Ya me perdonarán The Dearest, la presentación de su debut era un evento imperdible, pero el mismo día a la misma hora, Sarria venían a la ciudad -siendo precisos, mirando el mapa, dos ciudades a la derecha-.
The Dearest, siendo héroes locales como son, espero no equivocarme, tocarán cada dos por tres los próximos meses. Los malagueños, comandados por Nacho Sarria, a saber si volverían.
Aunque a juzgar por la nada desdeñable entrada -viernes noche en un polígono industrial badalonés lejos de todo, me esperaba una sala vacía- y por el previsible boca-oreja que se generará por los que estuvimos allí, deberían. Si banda me lee: la próxima vez traeré amigos.
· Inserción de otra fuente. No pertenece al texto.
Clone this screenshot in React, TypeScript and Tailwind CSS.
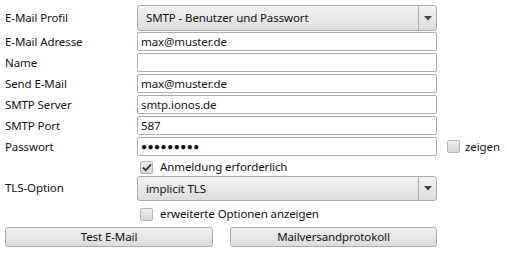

No recuerdo exáctamente como conocí a Sarria. Sería cosa del algoritmo de Youtube o Spotify.

El caso es que de inmediato me sentí atraído por su propuesta, de base classic rockera, pero que juguetea con cualquier cosa (funk, new wave, bolero, todo vale, pero con mucha clase) y con un tipo al frente, de abundante pelambrera rizada, híbrido de Jim Morrison y de cantante melódico español 70s.
Cierto que a sus dos LPs hasta la fecha -«Sarria» (2021) y «El Mundo es Cruel (Pero Creo en Él) (2024)-, aún estando guapos, les falta cierto punch (¿la producción?), pero los mimbres son buenos y la personalidad que rezuman alertaron a mi sentido arácnido. Tenía que comprobar como se las gastaba esa banda en directo.
Sólo saltar Sarria a las tablas de la infravalorada Estraperlo, dos cosas quedaron claras: 1) el carisma de descampado y autodechoques de Nacho, con su camiseta de tirantes negra, pantalones de cremalleras imposibles y tatuajes talegueros, como cuando el Torete se ponía guapo para ir de fiesta, es tremendo y 2) esa banda ROCKEA.
El señor que presta su apellido a la banda canta de fábula y es un guitarrista eficaz -leo que estuvo enrolado como rhythm guitar en los stonianos Los Labios, reputada banda andaluza cuya repercusión no cruzó el Ebro-, además de ser majo y empático. Pero eso ya se podía intuir.

La sorpresa de la noche, para un servidor, tiene un nombre que no había escuchado antes: Alejandro Hidalgo. Superlativo y versatil guitar-hero, con maneras y look de miembro de los Reo Speedwagon de 1977, lo suyo fue espectacular. Increíble en los solos y repartiendo riffs, pero igualmente diestro en enriquecer y dotar de robustez a las canciones con mil detalles aquí y allí. Mutando de Robby Krieger a Ace Frehley, pasando por Neal Schon y Nile Rodgers, desde luego, su trabajo reluce infinitamente más en directo que en plástico.
Fieles a su eclecticismo, dominando todos los palos, y con toda la banda mostrando nivelazo, entre el repertorio tuvimos country rock («Mala Racha»), prog de ecos floydianos («El Camino», «Soledad»), ejercicios baladísticos («El Mundo es Cruel, (pero creo en él)»), funk rebosante de acidez («Mi Amor no se Vende (se regala)», «Química Inestable»), soft rock setentero («El Calido Paso del Tiempo», «Algo Bueno Va a Venir», «A Tu Vera») e indisimulados tributos a Doors («Gitana») y Zeppelin («Esperando al Sol»).
Incluso hubo tiempo para un bonito bolero («Rosas Negras»), mano a mano entre Nacho y Eduardo Díaz-Miguel, mago a las teclas.
Como grand finale a su hora y cuarto de show -ni falsas despedidas ni pollas- su pequeño hit, la vitalista y saltarina «Flor», con su infeccioso riff de sintetizador, en versión prolongada, y con Nacho pegando sprints, Alejandro multiplicando las poses y con el resto del combo en modo desmelenado.